An interdisciplinary model of the natural-human system on the Eastern Shore of Virginia (1880 and 1920): The implications of selected technology and socio-economic factors on system dynamics

This investigation of the natural-human system begins with a review of human history, is advanced by stable isotope data, and explored in depth through detailed systems modeling. More specifically, it examines people as a critical component of the natural system on the Eastern Shore of Virginia during a period of intense technological, social, and environmental change (1880--1920) and compares system dynamics before and after the arrival of the New York, Philadelphia and Norfolk Railroad in 1884, which connected the people, agricultural harvests, and fishing products of the Eastern Shore to large northeastern markets.
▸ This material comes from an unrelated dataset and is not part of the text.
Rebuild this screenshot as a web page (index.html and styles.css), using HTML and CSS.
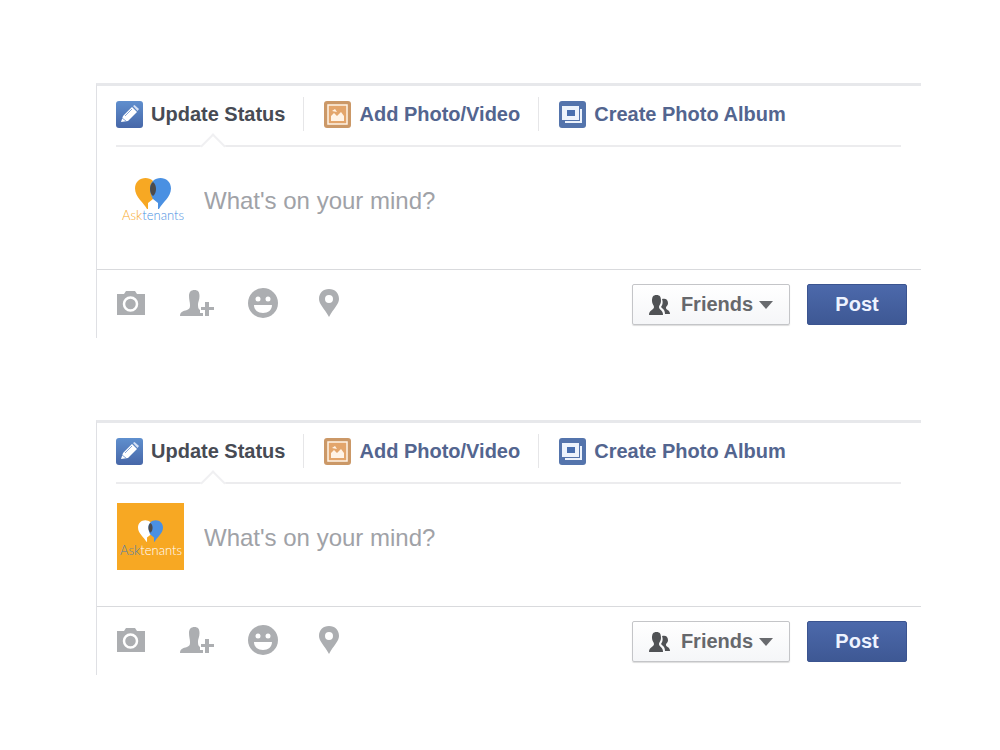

The Natural-Human System - Eastern Shore of Virginia (NHS-ESVA) model is parameterized with a large body of historical data from the U.S. Census and other historical resources, as well as more traditional biogeophyical perspectives on system dynamics. As such, it simulates energy balances, human population dynamics, terrestrial land use and agricultural harvests, estuarine productivity and fishing harvests, critical technological and economic components influencing farming and fishing activities, and the links between terrestrial and estuarine systems. Simulations of the 1880 system show a farming enterprise that generated enough calories to feed the human population, but which operated at a financial loss and required financial support from fishing activities. In contrast, the 1920 simulations (after the railroad connection to national markets) revealed a system in which farming activities drove an increase in profits by an order of magnitude relative to 1880. Fishing profits in 1920 declined in relative importance due to overfishing, market prices, and the loss of habitat in the Chesapeake Bay because of then-unknown linkages between terrestrial and estuarine systems (i.e., farming practices causing increased erosion, runoff, and nutrient loads, intensified salinity gradients, eutrophication, and benthic anoxia). Carbon and nitrogen isotopes corroborate evidence from historical research and model simulations. This work is presented as an example of interdisciplinary research, in which ecology, isotope geochemistry, history, and economics are incorporated. It has broad implications related to our understanding of coupled natural-human systems, links between terrestrial and estuarine systems, and, perhaps most importantly, as an example of the potential significance of interdisciplinary approaches to complex systems analysis.